One way you could get them both to run often is to set the smaller compressor to load first, and when it cannot handle the load (probably fairly often) then the larger compressor will kick in until the load can be handled. However, that will keep the smaller compressor running most all the time. 

But I'll still check on a control solution. It might require a microprocessor control that you program to do what you want.


----------



## PaulMJohnson

Roadlizard7 said:


> One way you could get them both to run often is to set the smaller compressor to load first, and when it cannot handle the load (probably fairly often) then the larger compressor will kick in until the load can be handled. However, that will keep the smaller compressor running most all the time.
> 
> But I'll still check on a control solution. It might require a microprocessor control that you program to do what you want.


Hi!

Thanks for the ideas - I actually tried setting the smaller one to load first, and as you say, I end up with the smaller one loaded all the time.

That I could live with, but it lead to the bigger compressor cutting in for such a short period of time, it was causing reliability problems on the big compressor!

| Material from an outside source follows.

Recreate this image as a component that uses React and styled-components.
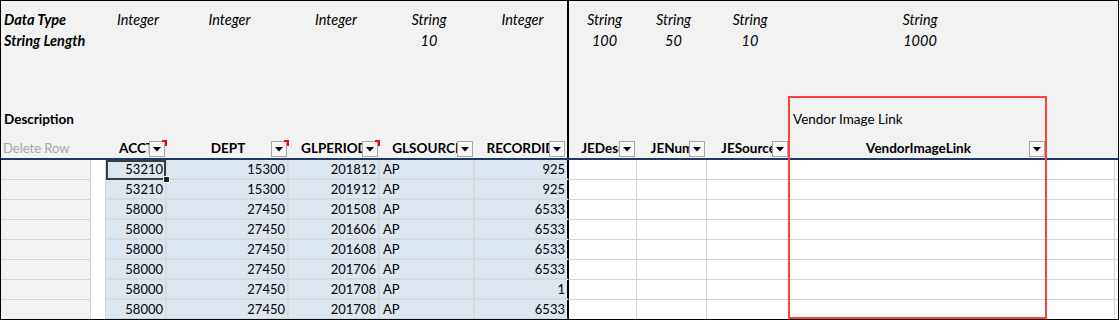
import styled, { createGlobalStyle } from "styled-components";

const COLS = [
    { key: "del", w: 90 },
    { key: "gap", w: 15 },
    { key: "ACCT", w: 61, type: "Integer", blue: true, note: true },
    { key: "DEPT", w: 122, type: "Integer", blue: true, note: true },
    { key: "GLPERIOD", w: 91, type: "Integer", blue: true, note: true },
    { key: "GLSOURCE", w: 95, type: "String", len: "10", blue: true, text: true },
    { key: "RECORDID", w: 94, type: "Integer", blue: true, edge: true },
    { key: "JEDesc", w: 68, type: "String", len: "100" },
    { key: "JENum", w: 70, type: "String", len: "50" },
    { key: "JESource", w: 83, type: "String", len: "10" },
    { key: "VendorImageLink", w: 257, type: "String", len: "1000", desc: "Vendor Image Link" },
    { key: "extra", w: 68 },
];

const TEMPLATE = COLS.map((c) => c.w + "px").join(" ") + " 1fr";

const ROWS = [
    { ACCT: "53210", DEPT: "15300", GLPERIOD: "201812", GLSOURCE: "AP", RECORDID: "925" },
    { ACCT: "53210", DEPT: "15300", GLPERIOD: "201912", GLSOURCE: "AP", RECORDID: "925" },
    { ACCT: "58000", DEPT: "27450", GLPERIOD: "201508", GLSOURCE: "AP", RECORDID: "6533" },
    { ACCT: "58000", DEPT: "27450", GLPERIOD: "201606", GLSOURCE: "AP", RECORDID: "6533" },
    { ACCT: "58000", DEPT: "27450", GLPERIOD: "201608", GLSOURCE: "AP", RECORDID: "6533" },
    { ACCT: "58000", DEPT: "27450", GLPERIOD: "201706", GLSOURCE: "AP", RECORDID: "6533" },
    { ACCT: "58000", DEPT: "27450", GLPERIOD: "201708", GLSOURCE: "AP", RECORDID: "1" },
    { ACCT: "58000", DEPT: "27450", GLPERIOD: "201708", GLSOURCE: "AP", RECORDID: "6533" },
];

const META = [
    { h: 29, bottom: true, label: "Data Type", italic: true, value: (c) => c.type },
    { h: 21, label: "String Length", italic: true, value: (c) => c.len },
    { h: 88, bottom: true, pb: 10, label: "Description", value: (c) => c.desc },
];

const App = () => {
    return (
        <>
            <GlobalStyle />
            <Sheet>
                <HeaderBlock>
                    {META.map((row) => (
                        <MetaRow key={row.label} $h={row.h}>
                            {COLS.map((c) => {
                                const isLabel = c.key === "del";
                                const value = isLabel ? row.label : row.value(c);
                                return (
                                    <MetaCell
                                        key={c.key}
                                        $bottom={row.bottom}
                                        $pb={row.pb}
                                        $edge={c.edge}
                                        $left={isLabel || !row.italic}
                                    >
                                        {value && (
                                            <MetaText $bold={isLabel} $italic={row.italic}>
                                                {value}
                                            </MetaText>
                                        )}
                                    </MetaCell>
                                );
                            })}
                            <MetaCell />
                        </MetaRow>
                    ))}

                    <HeadRow>
                        {COLS.map((c) => {
                            if (c.key === "del") return <HeadCell key={c.key}><DeleteLabel>Delete Row</DeleteLabel></HeadCell>;
                            if (c.key === "gap" || c.key === "extra") return <HeadCell key={c.key} />;
                            return (
                                <HeadCell key={c.key} $edge={c.edge}>
                                    <HeadTitle>{c.key}</HeadTitle>
                                    <DropButton>
                                        <svg width="8" height="5" viewBox="0 0 8 5">
                                            <polygon points="0,0 8,0 4,4.5" fill="#000" />
                                        </svg>
                                    </DropButton>
                                    {c.note && <NoteMark />}
                                </HeadCell>
                            );
                        })}
                        <HeadCell />
                    </HeadRow>
                </HeaderBlock>

                {ROWS.map((r, i) => (
                    <DataRow key={i}>
                        {COLS.map((c) => (
                            <DataCell
                                key={c.key}
                                $kind={c.key === "del" ? "del" : c.key === "gap" ? "gap" : c.blue ? "blue" : "plain"}
                                $edge={c.edge}
                                $text={c.text}
                                $selected={i === 0 && c.key === "ACCT"}
                            >
                                {r[c.key]}
                            </DataCell>
                        ))}
                        <DataCell $kind="filler" />
                    </DataRow>
                ))}

                <ShapeOutline />
            </Sheet>
        </>
    );
};

const GlobalStyle = createGlobalStyle`
    body {
        margin: 0;
        background: #fff;
    }
`;

const Sheet = styled.div`
    position: relative;
    width: 1119px;
    height: 320px;
    box-sizing: border-box;
    border: 1px solid #000;
    overflow: hidden;
    background: #fff;
    font-family: Lato, "Liberation Sans", sans-serif;
    font-size: 13px;
    color: #000;
`;

const HeaderBlock = styled.div`
    background: #f2f2f2;
`;

const MetaRow = styled.div`
    display: grid;
    grid-template-columns: ${TEMPLATE};
    height: ${(p) => p.$h}px;
`;

const MetaCell = styled.div`
    display: flex;
    align-items: ${(p) => (p.$bottom ? "flex-end" : "center")};
    justify-content: ${(p) => (p.$left ? "flex-start" : "center")};
    padding: 0 0 ${(p) => p.$pb || 0}px 3px;
    box-sizing: border-box;
    border-right: ${(p) => (p.$edge ? "2px solid #000" : "none")};
    white-space: nowrap;
    overflow: visible;
`;

const MetaText = styled.span`
    line-height: 20px;
    font-size: ${(p) => (p.$italic ? "14.5px" : "13.5px")};
    font-weight: ${(p) => (p.$bold ? 700 : 400)};
    font-style: ${(p) => (p.$italic ? "italic" : "normal")};
`;

const HeadRow = styled.div`
    display: grid;
    grid-template-columns: ${TEMPLATE};
    height: 21px;
    box-sizing: border-box;
    border-bottom: 2px solid #1f3864;
`;

const HeadCell = styled.div`
    position: relative;
    display: flex;
    align-items: center;
    justify-content: center;
    box-sizing: border-box;
    border-right: ${(p) => (p.$edge ? "2px solid #000" : "none")};
    overflow: hidden;
    white-space: nowrap;
`;

const DeleteLabel = styled.span`
    width: 100%;
    padding-left: 2px;
    color: #a6a6a6;
    line-height: 19px;
`;

const HeadTitle = styled.span`
    font-weight: 700;
    font-size: 13.5px;
    line-height: 19px;
`;

const DropButton = styled.div`
    position: absolute;
    right: 2px;
    bottom: 1px;
    width: 16px;
    height: 16px;
    box-sizing: border-box;
    border: 1px solid #a6a6a6;
    background: #f7f7f7;
    display: flex;
    align-items: center;
    justify-content: center;
`;

const NoteMark = styled.div`
    position: absolute;
    top: 1px;
    right: 0;
    width: 5px;
    height: 6px;
    box-sizing: border-box;
    border-top: 2px solid #ff0000;
    border-right: 2px solid #ff0000;
`;

const DataRow = styled.div`
    display: grid;
    grid-template-columns: ${TEMPLATE};
    height: 20px;
`;

const cellLook = {
    del: "background: #f2f2f2; border-right: 1px solid #d4d4d4; border-bottom: 1px solid #d4d4d4;",
    gap: "background: #fff; border-right: 1px solid #d4d4d4;",
    blue: "background: #dce6f1; border-right: 2px solid #d9d9d9; border-bottom: 2px solid #d9d9d9;",
    plain: "background: #fff; border-right: 1px solid #d4d4d4; border-bottom: 1px solid #d4d4d4;",
    filler: "background: #fff; border-bottom: 1px solid #d4d4d4;",
};

const DataCell = styled.div`
    position: relative;
    box-sizing: border-box;
    display: flex;
    align-items: center;
    justify-content: ${(p) => (p.$text ? "flex-start" : "flex-end")};
    padding: 0 2px 0 3px;
    line-height: 18px;
    white-space: nowrap;
    ${(p) => cellLook[p.$kind]}
    ${(p) => p.$edge && "border-right: 2px solid #000;"}

    ${(p) =>
        p.$selected &&
        `
        &::after {
            content: "";
            position: absolute;
            top: 0;
            left: 0;
            right: -1px;
            bottom: -2px;
            border: 2px solid #3c3c3c;
        }
        &::before {
            content: "";
            position: absolute;
            right: -5px;
            bottom: -5px;
            width: 5px;
            height: 5px;
            background: #222;
            border: 1px solid #fff;
            z-index: 2;
        }
    `}
`;

const ShapeOutline = styled.div`
    position: absolute;
    left: 787px;
    top: 95px;
    bottom: 0;
    width: 259px;
    box-sizing: border-box;
    border: 2px solid #ff4040;
    pointer-events: none;
`;

export default App;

The thing is, the way my facilities run, we pull a lot of air for about 4 hours in the morning, then things are much reduced for the rest of the day, so what I'm wanting is to get to a point whereby at least every other day, the smaller compressor is in the lead for the non-peak hours, so that it can do most of the work for the rest of the day when our capacity requirements are much lower.


----------



## Ironmower

wouldn't be automatic, but why wouldn't a 2-way switch work? Just flip it everymorning??


----------



## Roadlizard7

I checked with my engineers, and they said they sat down with an electrician and designed a little control in a box to do that on a duplex system. They also said that just about any good electrician could design a control to do what you wanted. You pay him to design it once, then just copy it for all your other locations.


----------